» **BRIEF**
Copy out the complete listing, word for word.

START INFORMATION PROVIDED

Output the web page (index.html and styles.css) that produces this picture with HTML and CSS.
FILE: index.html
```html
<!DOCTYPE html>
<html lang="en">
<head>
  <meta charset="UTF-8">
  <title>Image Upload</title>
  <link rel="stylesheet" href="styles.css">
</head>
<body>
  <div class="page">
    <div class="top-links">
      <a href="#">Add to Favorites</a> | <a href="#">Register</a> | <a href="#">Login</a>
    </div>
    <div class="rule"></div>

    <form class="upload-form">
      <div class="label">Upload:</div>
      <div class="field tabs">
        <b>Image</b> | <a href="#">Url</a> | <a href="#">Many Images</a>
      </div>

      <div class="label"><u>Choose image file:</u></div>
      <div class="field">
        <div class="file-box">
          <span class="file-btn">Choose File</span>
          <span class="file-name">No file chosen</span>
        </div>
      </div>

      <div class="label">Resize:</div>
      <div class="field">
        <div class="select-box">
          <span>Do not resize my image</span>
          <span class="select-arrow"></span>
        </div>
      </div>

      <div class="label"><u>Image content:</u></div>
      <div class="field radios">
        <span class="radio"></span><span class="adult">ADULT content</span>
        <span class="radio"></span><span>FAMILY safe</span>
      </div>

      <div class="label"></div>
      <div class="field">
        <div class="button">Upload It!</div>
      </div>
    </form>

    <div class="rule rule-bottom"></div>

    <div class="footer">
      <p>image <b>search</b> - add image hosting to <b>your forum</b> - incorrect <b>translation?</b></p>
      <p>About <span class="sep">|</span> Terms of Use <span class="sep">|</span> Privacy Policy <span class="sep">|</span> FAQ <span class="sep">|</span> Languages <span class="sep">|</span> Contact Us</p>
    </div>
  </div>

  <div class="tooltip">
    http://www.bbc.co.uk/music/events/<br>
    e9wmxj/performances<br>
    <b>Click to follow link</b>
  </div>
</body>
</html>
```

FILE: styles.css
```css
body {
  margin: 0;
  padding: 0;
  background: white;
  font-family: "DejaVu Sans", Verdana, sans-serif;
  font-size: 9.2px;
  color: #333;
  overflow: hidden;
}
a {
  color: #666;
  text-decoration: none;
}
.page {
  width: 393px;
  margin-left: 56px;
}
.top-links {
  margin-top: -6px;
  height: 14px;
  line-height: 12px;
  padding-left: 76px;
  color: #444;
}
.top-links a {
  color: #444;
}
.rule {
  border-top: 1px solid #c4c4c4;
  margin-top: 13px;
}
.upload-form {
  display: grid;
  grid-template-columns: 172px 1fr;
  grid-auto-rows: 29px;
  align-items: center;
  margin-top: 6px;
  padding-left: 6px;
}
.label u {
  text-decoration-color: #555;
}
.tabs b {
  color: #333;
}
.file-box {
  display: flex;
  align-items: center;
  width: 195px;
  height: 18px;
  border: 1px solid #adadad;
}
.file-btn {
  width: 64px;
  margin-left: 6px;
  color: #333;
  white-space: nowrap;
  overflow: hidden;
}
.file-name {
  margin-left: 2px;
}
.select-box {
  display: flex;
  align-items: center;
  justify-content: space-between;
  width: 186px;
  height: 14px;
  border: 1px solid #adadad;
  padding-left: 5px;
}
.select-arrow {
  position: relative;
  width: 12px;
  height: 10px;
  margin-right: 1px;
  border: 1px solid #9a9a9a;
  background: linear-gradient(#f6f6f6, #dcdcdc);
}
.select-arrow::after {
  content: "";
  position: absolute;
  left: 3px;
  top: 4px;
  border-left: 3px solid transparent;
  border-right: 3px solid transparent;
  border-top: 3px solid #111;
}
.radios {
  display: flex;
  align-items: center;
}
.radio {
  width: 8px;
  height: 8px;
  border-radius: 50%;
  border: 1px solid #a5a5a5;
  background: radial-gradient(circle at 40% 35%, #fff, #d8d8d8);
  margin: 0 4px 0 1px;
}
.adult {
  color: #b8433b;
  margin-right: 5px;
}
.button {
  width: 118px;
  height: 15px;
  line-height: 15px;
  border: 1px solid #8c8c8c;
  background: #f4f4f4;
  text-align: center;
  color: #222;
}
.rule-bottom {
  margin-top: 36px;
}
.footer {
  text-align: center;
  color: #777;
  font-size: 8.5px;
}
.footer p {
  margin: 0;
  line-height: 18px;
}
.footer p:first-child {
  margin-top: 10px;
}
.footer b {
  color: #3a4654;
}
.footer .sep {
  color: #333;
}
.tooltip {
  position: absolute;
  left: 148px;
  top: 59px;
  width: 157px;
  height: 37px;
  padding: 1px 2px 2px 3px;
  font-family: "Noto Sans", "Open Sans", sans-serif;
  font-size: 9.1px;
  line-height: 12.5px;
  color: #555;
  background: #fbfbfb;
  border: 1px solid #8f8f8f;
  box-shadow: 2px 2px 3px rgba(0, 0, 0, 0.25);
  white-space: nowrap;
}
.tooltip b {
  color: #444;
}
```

END INFORMATION PROVIDED

» **THE REPLY**
Output the web page (index.html and styles.css) that produces this picture with HTML and CSS.
FILE: index.html
```html
<!DOCTYPE html>
<html lang="en">
<head>
  <meta charset="UTF-8">
  <title>Image Upload</title>
  <link rel="stylesheet" href="styles.css">
</head>
<body>
  <div class="page">
    <div class="top-links">
      <a href="#">Add to Favorites</a> | <a href="#">Register</a> | <a href="#">Login</a>
    </div>
    <div class="rule"></div>

    <form class="upload-form">
      <div class="label">Upload:</div>
      <div class="field tabs">
        <b>Image</b> | <a href="#">Url</a> | <a href="#">Many Images</a>
      </div>

      <div class="label"><u>Choose image file:</u></div>
      <div class="field">
        <div class="file-box">
          <span class="file-btn">Choose File</span>
          <span class="file-name">No file chosen</span>
        </div>
      </div>

      <div class="label">Resize:</div>
      <div class="field">
        <div class="select-box">
          <span>Do not resize my image</span>
          <span class="select-arrow"></span>
        </div>
      </div>

      <div class="label"><u>Image content:</u></div>
      <div class="field radios">
        <span class="radio"></span><span class="adult">ADULT content</span>
        <span class="radio"></span><span>FAMILY safe</span>
      </div>

      <div class="label"></div>
      <div class="field">
        <div class="button">Upload It!</div>
      </div>
    </form>

    <div class="rule rule-bottom"></div>

    <div class="footer">
      <p>image <b>search</b> - add image hosting to <b>your forum</b> - incorrect <b>translation?</b></p>
      <p>About <span class="sep">|</span> Terms of Use <span class="sep">|</span> Privacy Policy <span class="sep">|</span> FAQ <span class="sep">|</span> Languages <span class="sep">|</span> Contact Us</p>
    </div>
  </div>

  <div class="tooltip">
    http://www.bbc.co.uk/music/events/<br>
    e9wmxj/performances<br>
    <b>Click to follow link</b>
  </div>
</body>
</html>
```

FILE: styles.css
```css
body {
  margin: 0;
  padding: 0;
  background: white;
  font-family: "DejaVu Sans", Verdana, sans-serif;
  font-size: 9.2px;
  color: #333;
  overflow: hidden;
}
a {
  color: #666;
  text-decoration: none;
}
.page {
  width: 393px;
  margin-left: 56px;
}
.top-links {
  margin-top: -6px;
  height: 14px;
  line-height: 12px;
  padding-left: 76px;
  color: #444;
}
.top-links a {
  color: #444;
}
.rule {
  border-top: 1px solid #c4c4c4;
  margin-top: 13px;
}
.upload-form {
  display: grid;
  grid-template-columns: 172px 1fr;
  grid-auto-rows: 29px;
  align-items: center;
  margin-top: 6px;
  padding-left: 6px;
}
.label u {
  text-decoration-color: #555;
}
.tabs b {
  color: #333;
}
.file-box {
  display: flex;
  align-items: center;
  width: 195px;
  height: 18px;
  border: 1px solid #adadad;
}
.file-btn {
  width: 64px;
  margin-left: 6px;
  color: #333;
  white-space: nowrap;
  overflow: hidden;
}
.file-name {
  margin-left: 2px;
}
.select-box {
  display: flex;
  align-items: center;
  justify-content: space-between;
  width: 186px;
  height: 14px;
  border: 1px solid #adadad;
  padding-left: 5px;
}
.select-arrow {
  position: relative;
  width: 12px;
  height: 10px;
  margin-right: 1px;
  border: 1px solid #9a9a9a;
  background: linear-gradient(#f6f6f6, #dcdcdc);
}
.select-arrow::after {
  content: "";
  position: absolute;
  left: 3px;
  top: 4px;
  border-left: 3px solid transparent;
  border-right: 3px solid transparent;
  border-top: 3px solid #111;
}
.radios {
  display: flex;
  align-items: center;
}
.radio {
  width: 8px;
  height: 8px;
  border-radius: 50%;
  border: 1px solid #a5a5a5;
  background: radial-gradient(circle at 40% 35%, #fff, #d8d8d8);
  margin: 0 4px 0 1px;
}
.adult {
  color: #b8433b;
  margin-right: 5px;
}
.button {
  width: 118px;
  height: 15px;
  line-height: 15px;
  border: 1px solid #8c8c8c;
  background: #f4f4f4;
  text-align: center;
  color: #222;
}
.rule-bottom {
  margin-top: 36px;
}
.footer {
  text-align: center;
  color: #777;
  font-size: 8.5px;
}
.footer p {
  margin: 0;
  line-height: 18px;
}
.footer p:first-child {
  margin-top: 10px;
}
.footer b {
  color: #3a4654;
}
.footer .sep {
  color: #333;
}
.tooltip {
  position: absolute;
  left: 148px;
  top: 59px;
  width: 157px;
  height: 37px;
  padding: 1px 2px 2px 3px;
  font-family: "Noto Sans", "Open Sans", sans-serif;
  font-size: 9.1px;
  line-height: 12.5px;
  color: #555;
  background: #fbfbfb;
  border: 1px solid #8f8f8f;
  box-shadow: 2px 2px 3px rgba(0, 0, 0, 0.25);
  white-space: nowrap;
}
.tooltip b {
  color: #444;
}
```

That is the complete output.